Methodical methods for modified slavish sycophants….

Today, I am a man. I was a man yesterday, too. Tomorrow, I’m turning in my papers, and will be out of the door, and well on my way to a better existence, as a cat.

Yep. A cat. I’m tired of this mankind nonsense…. this species has none of the characteristics with which I would prefer to live my life, spending it instead in mad paroxysms of idiotic warfare, abuse of women and children, and self-hatred disguised as racism and bigotry. Cats don’t do any of that stuff, and after long negotiations with the gods of reincarnation (they’re pretty nice once you get to know them), I have secured an appointment to change species…..
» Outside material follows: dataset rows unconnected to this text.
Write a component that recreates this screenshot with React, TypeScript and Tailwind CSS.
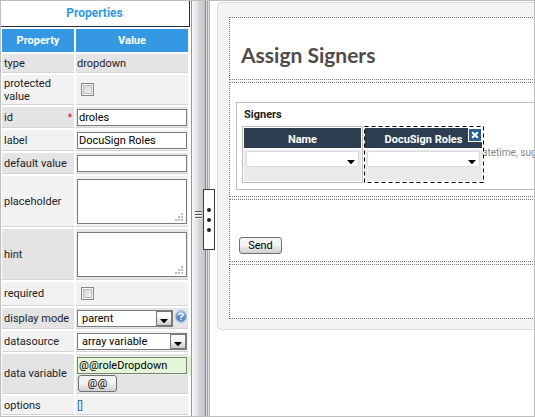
import type { ReactNode } from "react";

const inputBox =
  "block h-[17px] w-full border border-[#7c7c7c] bg-white px-px text-[11px] text-black outline-none";
const buttonBox =
  "flex h-[17px] items-center justify-center rounded-[3px] border border-[#707070] bg-linear-to-b from-[#f4f4f4] from-45% to-[#cfcfcf] text-[11px] text-black";

function Row({
  label,
  htmlFor,
  height,
  shaded,
  required,
  children,
}: {
  label: string;
  htmlFor?: string;
  height: string;
  shaded?: boolean;
  required?: boolean;
  children: ReactNode;
}) {
  const tone = shaded ? "bg-[#e4e4e4]" : "bg-[#f2f2f2]";
  return (
    <tr>
      <th
        scope="row"
        className={`${height} ${tone} border-b border-[#d4d4d4] pl-0.5 text-left align-middle font-normal`}
      >
        <div className="flex items-center justify-between pr-0.5">
          <label htmlFor={htmlFor} className="leading-[13px]">
            {label}
          </label>
          {required && <span className="text-[10px] leading-[13px] text-red-600">*</span>}
        </div>
      </th>
      <td className={`${tone} border-b border-[#d4d4d4] px-px align-middle`}>{children}</td>
    </tr>
  );
}

function Arrow() {
  return (
    <svg width="8" height="4" viewBox="0 0 8 4" aria-hidden="true">
      <path d="M0 0h8L4 4.4z" fill="#000" />
    </svg>
  );
}

function Checkbox({ id }: { id: string }) {
  return (
    <input
      id={id}
      type="checkbox"
      className="ml-1 block size-[13px] appearance-none border border-[#858585] bg-linear-to-br from-[#c9ccd1] to-[#fbfbfb] shadow-[inset_0_0_0_1px_#f4f4f4,inset_0_0_0_2px_#b9bcc1]"
    />
  );
}

function PropertySelect({ id, value }: { id: string; value: string }) {
  return (
    <div className="relative min-w-0 flex-1">
      <select
        id={id}
        className="block h-[17px] w-full appearance-none border border-[#7c7c7c] bg-white pl-1 text-[11px] leading-[15px] text-black"
      >
        <option>{value}</option>
      </select>
      <span className="pointer-events-none absolute inset-y-px right-px flex w-4 items-end justify-center border border-[#777] bg-linear-to-b from-[#fafafa] from-40% to-[#cccccc] pb-0.5">
        <Arrow />
      </span>
    </div>
  );
}

function PropertyTextarea({ id }: { id: string }) {
  return (
    <div className="relative">
      <textarea id={id} className="block h-[45px] w-full resize-none border border-[#7c7c7c] bg-white" />
      <svg className="absolute right-1 bottom-[3px]" width="8" height="8" viewBox="0 0 8 8" aria-hidden="true">
        <path
          d="M6 0h2v2H6zM3 3h2v2H3zM6 3h2v2H6zM0 6h2v2H0zM3 6h2v2H3zM6 6h2v2H6z"
          fill="#bdbdbd"
        />
      </svg>
    </div>
  );
}

function HelpIcon() {
  return (
    <svg width="12" height="13" viewBox="0 0 12 13" aria-hidden="true">
      <defs>
        <linearGradient id="helpFill" x1="0" y1="0" x2="0" y2="1">
          <stop offset="0" stopColor="#8fb6e0" />
          <stop offset="1" stopColor="#4377b5" />
        </linearGradient>
      </defs>
      <ellipse cx="6" cy="6.5" rx="6" ry="6.5" fill="#a4c2e4" />
      <circle cx="6" cy="6.4" r="5" fill="url(#helpFill)" />
      <path d="M3.9 5C4 2.6 8.1 2.7 8 5 7.9 6.3 6.1 6.3 6.1 7.9" fill="none" stroke="#fff" strokeWidth="1.5" />
      <path d="M5.3 8.8h1.5v1.5H5.3z" fill="#fff" />
    </svg>
  );
}

function PropertiesPanel() {
  return (
    <aside className="w-[191px] shrink-0 bg-white">
      <h2 className="mr-px flex h-[27px] items-center justify-center border-r border-b border-[#2b2b38] text-xs font-bold text-[#3498e0]">
        Properties
      </h2>
      <table className="w-[190px] table-fixed border-separate border-spacing-[2px] text-[#222]">
        <colgroup>
          <col className="w-[72px]" />
          <col />
        </colgroup>
        <thead>
          <tr className="text-center text-white">
            <th className="h-[23px] bg-[#3498e2] p-0 font-bold">Property</th>
            <th className="bg-[#3498e2] p-0 font-bold">Value</th>
          </tr>
        </thead>
        <tbody>
          <Row label="type" height="h-[19px]" shaded>
            dropdown
          </Row>
          <Row label="protected value" htmlFor="protected" height="h-[30px]">
            <Checkbox id="protected" />
          </Row>
          <Row label="id" htmlFor="fieldId" height="h-[21px]" shaded required>
            <input id="fieldId" type="text" defaultValue="droles" className={inputBox} />
          </Row>
          <Row label="label" htmlFor="fieldLabel" height="h-[21px]">
            <input id="fieldLabel" type="text" defaultValue="DocuSign Roles" className={inputBox} />
          </Row>
          <Row label="default value" htmlFor="defaultValue" height="h-[21px]" shaded>
            <input id="defaultValue" type="text" className={inputBox} />
          </Row>
          <Row label="placeholder" htmlFor="placeholderText" height="h-[51px]">
            <PropertyTextarea id="placeholderText" />
          </Row>
          <Row label="hint" htmlFor="hint" height="h-[51px]" shaded>
            <PropertyTextarea id="hint" />
          </Row>
          <Row label="required" htmlFor="required" height="h-[24px]">
            <Checkbox id="required" />
          </Row>
          <Row label="display mode" htmlFor="displayMode" height="h-[21px]" shaded>
            <div className="flex items-start gap-0.5">
              <PropertySelect id="displayMode" value="parent" />
              <HelpIcon />
            </div>
          </Row>
          <Row label="datasource" htmlFor="datasource" height="h-[21px]">
            <div className="flex">
              <PropertySelect id="datasource" value="array variable" />
            </div>
          </Row>
          <Row label="data variable" htmlFor="dataVariable" height="h-[40px]" shaded>
            <div className="-mr-1 -ml-px bg-[#e2f3d6] py-px pr-1 pl-px">
              <input
                id="dataVariable"
                type="text"
                defaultValue="@@roleDropdown"
                className="block h-[17px] w-full border border-[#7c7c7c] bg-[#e4f5d8] px-px text-[11px] text-black outline-none"
              />
            </div>
            <button type="button" className={`${buttonBox} ml-px w-[39px]`}>
              @@
            </button>
          </Row>
          <Row label="options" height="h-[19px]">
            <a href="#options" className="text-[#1a6fb0] underline">
              []
            </a>
          </Row>
        </tbody>
      </table>
    </aside>
  );
}

function Splitter() {
  return (
    <div className="relative flex w-[19px] shrink-0">
      <div className="w-px bg-[#979797]" />
      <div className="w-1.5 bg-linear-to-r from-[#f8f8f8] to-[#e0e0e1]" />
      <div className="w-[7px] bg-linear-to-r from-[#d6d6da] to-[#c3c3c9]" />
      <div className="w-px bg-[#858585]" />
      <div className="w-px bg-[#dddddd]" />
      <div className="w-px bg-[#a0a0a0]" />
      <div className="w-px bg-[#dedede]" />
      <div className="w-px bg-[#b4b4b4]" />
      <svg className="absolute top-[211px] left-1" width="7" height="8" viewBox="0 0 7 8" aria-hidden="true">
        <path d="M0 0h7v1H0zM0 3h7v1H0zM0 6h7v1H0z" fill="#555" />
        <path d="M0 1h7v1H0zM0 4h7v1H0zM0 7h7v1H0z" fill="#f5f5f5" />
      </svg>
      <button
        type="button"
        aria-label="Collapse panel"
        className="absolute top-[189px] left-3 z-10 flex h-[61px] w-3 flex-col items-center justify-center gap-1.5 border border-[#3a3a45] bg-white"
      >
        <span className="size-1 rounded-full bg-[#1d1d2b]" />
        <span className="size-1 rounded-full bg-[#1d1d2b]" />
        <span className="size-1 rounded-full bg-[#1d1d2b]" />
      </button>
    </div>
  );
}

function GridColumn({ title, selected }: { title: string; selected?: boolean }) {
  return (
    <div
      className={
        selected
          ? "relative h-[57px] w-[120px] border border-dashed border-black pt-px pr-px"
          : "relative h-[57px] w-[121px] border border-[#bcbcbc] p-px"
      }
    >
      {selected && (
        <svg className="pointer-events-none absolute -top-px -left-px" width="120" height="57" aria-hidden="true">
          <path d="M0.5 0.5H119.5V56.5H0.5z" fill="none" stroke="#fff" />
          <path d="M0.5 0.5H119.5V56.5H0.5z" fill="none" stroke="#000" strokeDasharray="4 3" />
        </svg>
      )}
      <div className="flex h-5 items-center justify-center bg-[#2c3e50] pt-0.5 font-bold text-white">
        {title}
      </div>
      <div className="mt-0.5 h-[31px] bg-[#e9eaec] px-0.5 pt-px">
        <div className="relative">
          <select
            aria-label={title}
            className="block h-4 w-full appearance-none rounded-[2px] border border-[#d9dde3] bg-white text-[11px]"
          >
            <option></option>
          </select>
          <span className="pointer-events-none absolute right-1 bottom-[3px] flex">
            <Arrow />
          </span>
        </div>
      </div>
      {selected && (
        <button
          type="button"
          aria-label="Remove column"
          className="absolute top-px right-px flex size-[14px] items-center justify-center border border-white bg-[#2b6089]"
        >
          <svg width="8" height="8" viewBox="0 0 8 8" aria-hidden="true">
            <path d="M1.2 1.2l5.6 5.6M6.8 1.2L1.2 6.8" stroke="#fff" strokeWidth="2" />
          </svg>
        </button>
      )}
    </div>
  );
}

function FormCanvas() {
  const section = "border border-r-0 border-dotted border-[#777] bg-white";
  return (
    <main className="min-w-0 flex-1 overflow-hidden bg-white pt-0.5 pl-[7px]">
      <div className="flex flex-col gap-0.5 rounded-l-[5px] border border-r-0 border-[#d9d9d9] bg-[#f5f4f2] pt-3.5 pb-2.5 pl-[11px]">
        <section className={`${section} flex h-[63px] items-center pt-3 pl-[11px]`}>
          <h1 className="font-[Lato,sans-serif] text-[21px] leading-6 font-bold text-[#504b4b]">Assign Signers</h1>
        </section>
        <section className={`${section} h-[115px] pt-[19px] pl-1.5`}>
          <div className="h-[88px] border border-r-0 border-[#bcbcbc] pl-[5px]">
            <h3 className="flex h-[23px] items-center pl-0.5 font-bold text-[#222]">Signers</h3>
            <div className="flex">
              <GridColumn title="Name" />
              <div className="ml-px flex">
                <GridColumn title="DocuSign Roles" selected />
              </div>
              <p className="-ml-1 min-w-0 flex-1 pt-5 pl-0.5 text-[10px] leading-[13px] whitespace-nowrap text-[#858585]">
                atetime, sug
              </p>
            </div>
          </div>
        </section>
        <section className={`${section} h-[63px] pt-[37px] pl-[9px]`}>
          <button type="button" className={`${buttonBox} w-[43px]`}>
            Send
          </button>
        </section>
        <section className={`${section} h-[55px]`} />
      </div>
    </main>
  );
}

export default function App() {
  return (
    <div className="relative flex h-screen overflow-hidden bg-white font-[Roboto,'Liberation_Sans',Arial,sans-serif] text-[11px] leading-[13px]">
      <PropertiesPanel />
      <Splitter />
      <FormCanvas />
      <div className="pointer-events-none absolute inset-0 z-20 border border-[#bdbdbd]" />
    </div>
  );
}
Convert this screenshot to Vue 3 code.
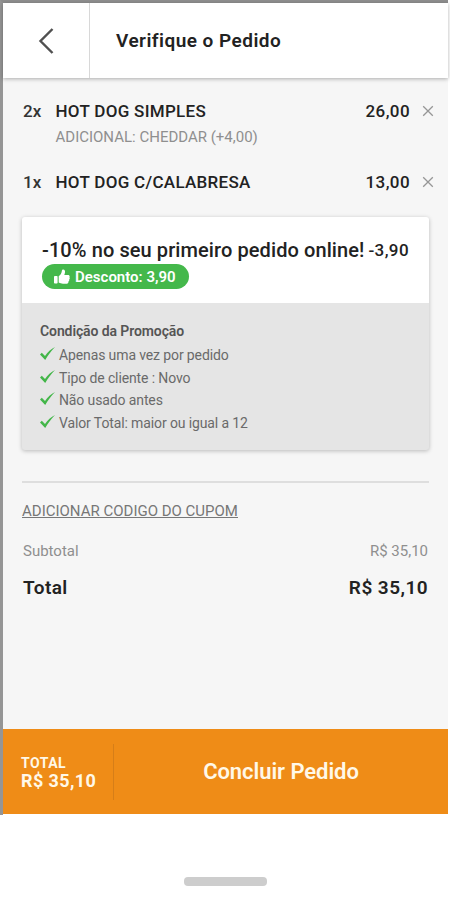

Day after tomorrow, my biggest decisions will involve when and where to nap, whether to annoy a human or comfort one, or whether to eat now, or later….. I won’t have to worry about Mitt the Twitt threatening to destroy all the progress our society has made in the last 100 years. I won’t have to worry about taxes. I won’t have to worry that some asshole banker wants more of my money, or that some politician is spreading more lies. None of that will have any more bearing on what I’m doing, and boy, am I looking forward to it…. After all, ignorance is bliss, right? Just ask any conservative American church-goer….. you can find a passel of them hanging around at the Westboro Baptist Church….

Today, however, I am tasked with once more heading into the breech, taking up the challenge, and producing a Pearl of Virtual Wisdom (affectionately known as “Pearls”…). Since that is a task that promises to be quite a challenge today, I’d best be about it….. Shall we Pearl?…..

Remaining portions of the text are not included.